[BEGIN]
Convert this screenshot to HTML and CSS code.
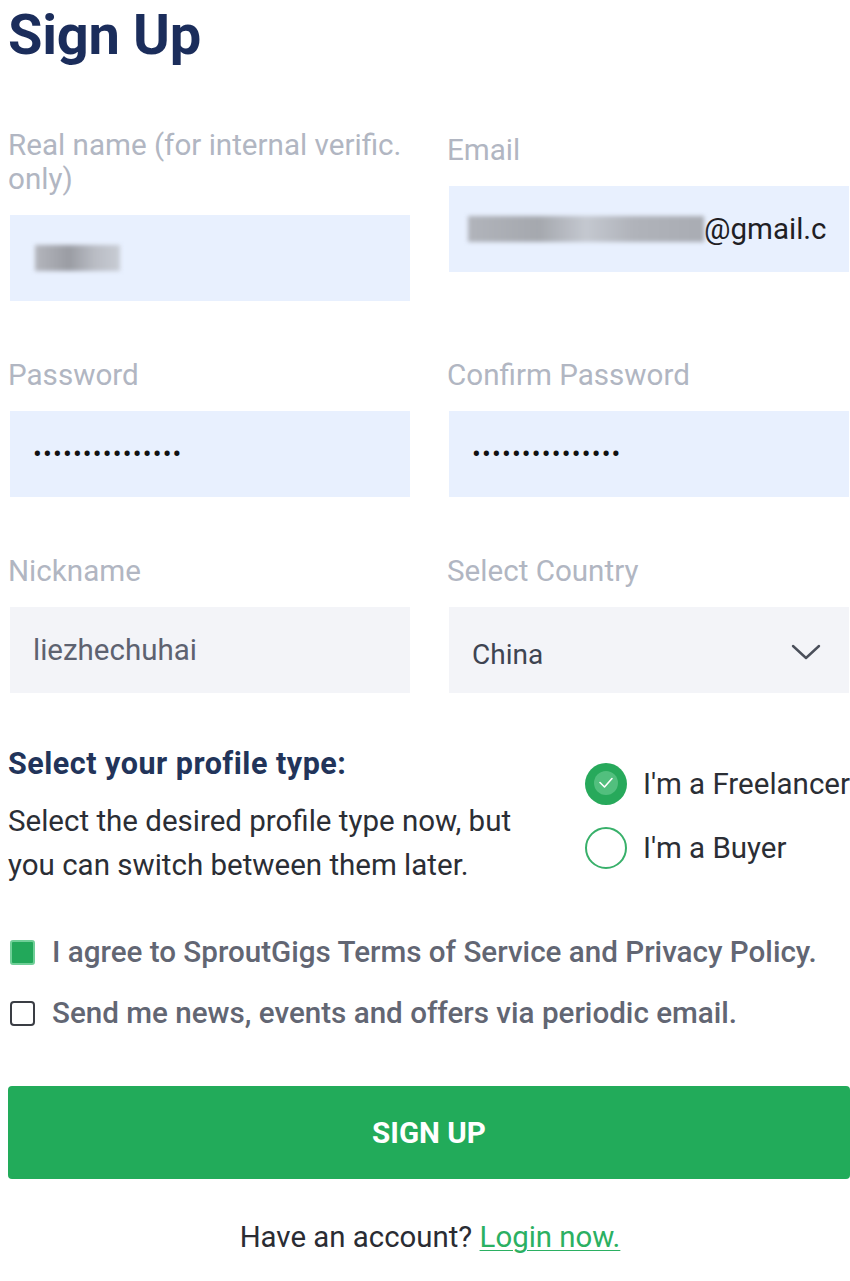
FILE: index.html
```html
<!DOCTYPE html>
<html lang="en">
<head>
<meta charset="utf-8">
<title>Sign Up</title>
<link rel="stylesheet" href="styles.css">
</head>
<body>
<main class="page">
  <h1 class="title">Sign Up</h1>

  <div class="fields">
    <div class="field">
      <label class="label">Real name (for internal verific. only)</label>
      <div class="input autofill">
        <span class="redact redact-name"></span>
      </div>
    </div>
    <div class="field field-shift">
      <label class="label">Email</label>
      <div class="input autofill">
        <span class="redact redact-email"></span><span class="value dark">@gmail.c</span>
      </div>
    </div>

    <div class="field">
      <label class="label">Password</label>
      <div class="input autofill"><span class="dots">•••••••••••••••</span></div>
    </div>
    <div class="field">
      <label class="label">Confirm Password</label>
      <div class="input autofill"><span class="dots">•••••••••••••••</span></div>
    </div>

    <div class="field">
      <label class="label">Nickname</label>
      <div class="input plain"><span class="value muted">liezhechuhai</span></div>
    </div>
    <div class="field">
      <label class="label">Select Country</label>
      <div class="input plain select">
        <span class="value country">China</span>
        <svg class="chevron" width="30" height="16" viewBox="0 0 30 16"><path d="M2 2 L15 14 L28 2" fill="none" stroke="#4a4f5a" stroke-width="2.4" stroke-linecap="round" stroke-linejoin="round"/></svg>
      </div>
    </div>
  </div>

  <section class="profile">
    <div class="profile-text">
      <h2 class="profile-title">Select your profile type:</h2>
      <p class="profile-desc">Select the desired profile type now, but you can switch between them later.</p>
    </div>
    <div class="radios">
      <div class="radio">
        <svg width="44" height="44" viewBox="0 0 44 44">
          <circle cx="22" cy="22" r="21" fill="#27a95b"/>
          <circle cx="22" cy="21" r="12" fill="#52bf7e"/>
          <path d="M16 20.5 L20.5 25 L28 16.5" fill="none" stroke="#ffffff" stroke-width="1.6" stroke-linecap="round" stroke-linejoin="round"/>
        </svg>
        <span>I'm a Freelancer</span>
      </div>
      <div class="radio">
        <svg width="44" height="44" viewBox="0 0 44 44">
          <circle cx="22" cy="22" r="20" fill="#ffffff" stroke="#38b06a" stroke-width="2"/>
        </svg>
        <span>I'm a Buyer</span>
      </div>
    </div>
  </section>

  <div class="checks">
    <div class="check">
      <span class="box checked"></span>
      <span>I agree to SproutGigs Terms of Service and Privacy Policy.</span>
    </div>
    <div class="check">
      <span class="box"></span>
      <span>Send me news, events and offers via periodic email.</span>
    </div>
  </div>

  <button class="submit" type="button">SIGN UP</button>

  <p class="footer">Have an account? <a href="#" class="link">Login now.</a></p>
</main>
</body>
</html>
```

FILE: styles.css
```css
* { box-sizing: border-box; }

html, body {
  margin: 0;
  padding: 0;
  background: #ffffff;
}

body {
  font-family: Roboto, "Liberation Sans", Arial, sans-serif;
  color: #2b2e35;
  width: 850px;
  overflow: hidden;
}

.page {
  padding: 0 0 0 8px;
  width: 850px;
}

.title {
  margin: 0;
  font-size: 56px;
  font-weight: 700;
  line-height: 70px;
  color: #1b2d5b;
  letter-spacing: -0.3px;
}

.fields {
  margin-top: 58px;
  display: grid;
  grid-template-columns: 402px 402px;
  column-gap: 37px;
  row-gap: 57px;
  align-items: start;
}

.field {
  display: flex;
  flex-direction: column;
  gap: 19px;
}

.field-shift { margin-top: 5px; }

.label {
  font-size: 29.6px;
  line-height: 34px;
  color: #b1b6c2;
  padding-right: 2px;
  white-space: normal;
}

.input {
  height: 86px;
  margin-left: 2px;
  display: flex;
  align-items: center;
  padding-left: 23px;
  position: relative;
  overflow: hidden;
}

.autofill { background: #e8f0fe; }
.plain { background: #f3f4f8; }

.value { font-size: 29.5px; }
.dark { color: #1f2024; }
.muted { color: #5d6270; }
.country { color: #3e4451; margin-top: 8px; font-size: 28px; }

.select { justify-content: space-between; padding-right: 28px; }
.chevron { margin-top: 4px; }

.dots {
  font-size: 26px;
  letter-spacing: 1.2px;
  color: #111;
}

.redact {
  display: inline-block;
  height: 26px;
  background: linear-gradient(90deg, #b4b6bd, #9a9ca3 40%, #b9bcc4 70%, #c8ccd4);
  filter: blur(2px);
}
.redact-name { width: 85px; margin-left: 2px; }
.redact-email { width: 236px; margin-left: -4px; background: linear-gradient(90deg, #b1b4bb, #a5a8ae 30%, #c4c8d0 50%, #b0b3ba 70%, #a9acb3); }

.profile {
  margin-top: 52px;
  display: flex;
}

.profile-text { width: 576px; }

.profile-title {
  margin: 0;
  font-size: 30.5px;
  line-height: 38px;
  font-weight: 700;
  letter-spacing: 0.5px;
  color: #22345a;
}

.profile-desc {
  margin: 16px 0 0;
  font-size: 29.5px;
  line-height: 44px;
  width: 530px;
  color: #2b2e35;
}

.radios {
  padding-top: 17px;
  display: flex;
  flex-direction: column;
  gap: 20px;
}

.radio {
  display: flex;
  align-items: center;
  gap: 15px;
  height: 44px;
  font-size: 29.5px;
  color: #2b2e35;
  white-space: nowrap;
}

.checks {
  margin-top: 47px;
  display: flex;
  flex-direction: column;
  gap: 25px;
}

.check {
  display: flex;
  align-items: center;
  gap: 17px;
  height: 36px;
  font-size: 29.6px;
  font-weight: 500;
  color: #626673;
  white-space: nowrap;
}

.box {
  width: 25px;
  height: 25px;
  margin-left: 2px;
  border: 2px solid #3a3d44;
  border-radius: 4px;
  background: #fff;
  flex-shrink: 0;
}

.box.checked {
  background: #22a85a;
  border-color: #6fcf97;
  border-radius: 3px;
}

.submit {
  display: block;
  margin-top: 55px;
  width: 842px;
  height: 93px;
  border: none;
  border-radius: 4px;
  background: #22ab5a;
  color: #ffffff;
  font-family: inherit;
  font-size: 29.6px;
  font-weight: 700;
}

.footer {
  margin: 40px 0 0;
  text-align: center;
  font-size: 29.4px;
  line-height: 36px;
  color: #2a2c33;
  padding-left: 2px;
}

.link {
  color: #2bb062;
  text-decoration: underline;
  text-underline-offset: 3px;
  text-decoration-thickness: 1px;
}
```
[END]
PROBLEM STATEMENT
All of the material above is to be copied exactly, except for its images.

COMPLETE OUTPUT
Convert this screenshot to HTML and CSS code.
FILE: index.html
```html
<!DOCTYPE html>
<html lang="en">
<head>
<meta charset="utf-8">
<title>Sign Up</title>
<link rel="stylesheet" href="styles.css">
</head>
<body>
<main class="page">
  <h1 class="title">Sign Up</h1>

  <div class="fields">
    <div class="field">
      <label class="label">Real name (for internal verific. only)</label>
      <div class="input autofill">
        <span class="redact redact-name"></span>
      </div>
    </div>
    <div class="field field-shift">
      <label class="label">Email</label>
      <div class="input autofill">
        <span class="redact redact-email"></span><span class="value dark">@gmail.c</span>
      </div>
    </div>

    <div class="field">
      <label class="label">Password</label>
      <div class="input autofill"><span class="dots">•••••••••••••••</span></div>
    </div>
    <div class="field">
      <label class="label">Confirm Password</label>
      <div class="input autofill"><span class="dots">•••••••••••••••</span></div>
    </div>

    <div class="field">
      <label class="label">Nickname</label>
      <div class="input plain"><span class="value muted">liezhechuhai</span></div>
    </div>
    <div class="field">
      <label class="label">Select Country</label>
      <div class="input plain select">
        <span class="value country">China</span>
        <svg class="chevron" width="30" height="16" viewBox="0 0 30 16"><path d="M2 2 L15 14 L28 2" fill="none" stroke="#4a4f5a" stroke-width="2.4" stroke-linecap="round" stroke-linejoin="round"/></svg>
      </div>
    </div>
  </div>

  <section class="profile">
    <div class="profile-text">
      <h2 class="profile-title">Select your profile type:</h2>
      <p class="profile-desc">Select the desired profile type now, but you can switch between them later.</p>
    </div>
    <div class="radios">
      <div class="radio">
        <svg width="44" height="44" viewBox="0 0 44 44">
          <circle cx="22" cy="22" r="21" fill="#27a95b"/>
          <circle cx="22" cy="21" r="12" fill="#52bf7e"/>
          <path d="M16 20.5 L20.5 25 L28 16.5" fill="none" stroke="#ffffff" stroke-width="1.6" stroke-linecap="round" stroke-linejoin="round"/>
        </svg>
        <span>I'm a Freelancer</span>
      </div>
      <div class="radio">
        <svg width="44" height="44" viewBox="0 0 44 44">
          <circle cx="22" cy="22" r="20" fill="#ffffff" stroke="#38b06a" stroke-width="2"/>
        </svg>
        <span>I'm a Buyer</span>
      </div>
    </div>
  </section>

  <div class="checks">
    <div class="check">
      <span class="box checked"></span>
      <span>I agree to SproutGigs Terms of Service and Privacy Policy.</span>
    </div>
    <div class="check">
      <span class="box"></span>
      <span>Send me news, events and offers via periodic email.</span>
    </div>
  </div>

  <button class="submit" type="button">SIGN UP</button>

  <p class="footer">Have an account? <a href="#" class="link">Login now.</a></p>
</main>
</body>
</html>
```

FILE: styles.css
```css
* { box-sizing: border-box; }

html, body {
  margin: 0;
  padding: 0;
  background: #ffffff;
}

body {
  font-family: Roboto, "Liberation Sans", Arial, sans-serif;
  color: #2b2e35;
  width: 850px;
  overflow: hidden;
}

.page {
  padding: 0 0 0 8px;
  width: 850px;
}

.title {
  margin: 0;
  font-size: 56px;
  font-weight: 700;
  line-height: 70px;
  color: #1b2d5b;
  letter-spacing: -0.3px;
}

.fields {
  margin-top: 58px;
  display: grid;
  grid-template-columns: 402px 402px;
  column-gap: 37px;
  row-gap: 57px;
  align-items: start;
}

.field {
  display: flex;
  flex-direction: column;
  gap: 19px;
}

.field-shift { margin-top: 5px; }

.label {
  font-size: 29.6px;
  line-height: 34px;
  color: #b1b6c2;
  padding-right: 2px;
  white-space: normal;
}

.input {
  height: 86px;
  margin-left: 2px;
  display: flex;
  align-items: center;
  padding-left: 23px;
  position: relative;
  overflow: hidden;
}

.autofill { background: #e8f0fe; }
.plain { background: #f3f4f8; }

.value { font-size: 29.5px; }
.dark { color: #1f2024; }
.muted { color: #5d6270; }
.country { color: #3e4451; margin-top: 8px; font-size: 28px; }

.select { justify-content: space-between; padding-right: 28px; }
.chevron { margin-top: 4px; }

.dots {
  font-size: 26px;
  letter-spacing: 1.2px;
  color: #111;
}

.redact {
  display: inline-block;
  height: 26px;
  background: linear-gradient(90deg, #b4b6bd, #9a9ca3 40%, #b9bcc4 70%, #c8ccd4);
  filter: blur(2px);
}
.redact-name { width: 85px; margin-left: 2px; }
.redact-email { width: 236px; margin-left: -4px; background: linear-gradient(90deg, #b1b4bb, #a5a8ae 30%, #c4c8d0 50%, #b0b3ba 70%, #a9acb3); }

.profile {
  margin-top: 52px;
  display: flex;
}

.profile-text { width: 576px; }

.profile-title {
  margin: 0;
  font-size: 30.5px;
  line-height: 38px;
  font-weight: 700;
  letter-spacing: 0.5px;
  color: #22345a;
}

.profile-desc {
  margin: 16px 0 0;
  font-size: 29.5px;
  line-height: 44px;
  width: 530px;
  color: #2b2e35;
}

.radios {
  padding-top: 17px;
  display: flex;
  flex-direction: column;
  gap: 20px;
}

.radio {
  display: flex;
  align-items: center;
  gap: 15px;
  height: 44px;
  font-size: 29.5px;
  color: #2b2e35;
  white-space: nowrap;
}

.checks {
  margin-top: 47px;
  display: flex;
  flex-direction: column;
  gap: 25px;
}

.check {
  display: flex;
  align-items: center;
  gap: 17px;
  height: 36px;
  font-size: 29.6px;
  font-weight: 500;
  color: #626673;
  white-space: nowrap;
}

.box {
  width: 25px;
  height: 25px;
  margin-left: 2px;
  border: 2px solid #3a3d44;
  border-radius: 4px;
  background: #fff;
  flex-shrink: 0;
}

.box.checked {
  background: #22a85a;
  border-color: #6fcf97;
  border-radius: 3px;
}

.submit {
  display: block;
  margin-top: 55px;
  width: 842px;
  height: 93px;
  border: none;
  border-radius: 4px;
  background: #22ab5a;
  color: #ffffff;
  font-family: inherit;
  font-size: 29.6px;
  font-weight: 700;
}

.footer {
  margin: 40px 0 0;
  text-align: center;
  font-size: 29.4px;
  line-height: 36px;
  color: #2a2c33;
  padding-left: 2px;
}

.link {
  color: #2bb062;
  text-decoration: underline;
  text-underline-offset: 3px;
  text-decoration-thickness: 1px;
}
```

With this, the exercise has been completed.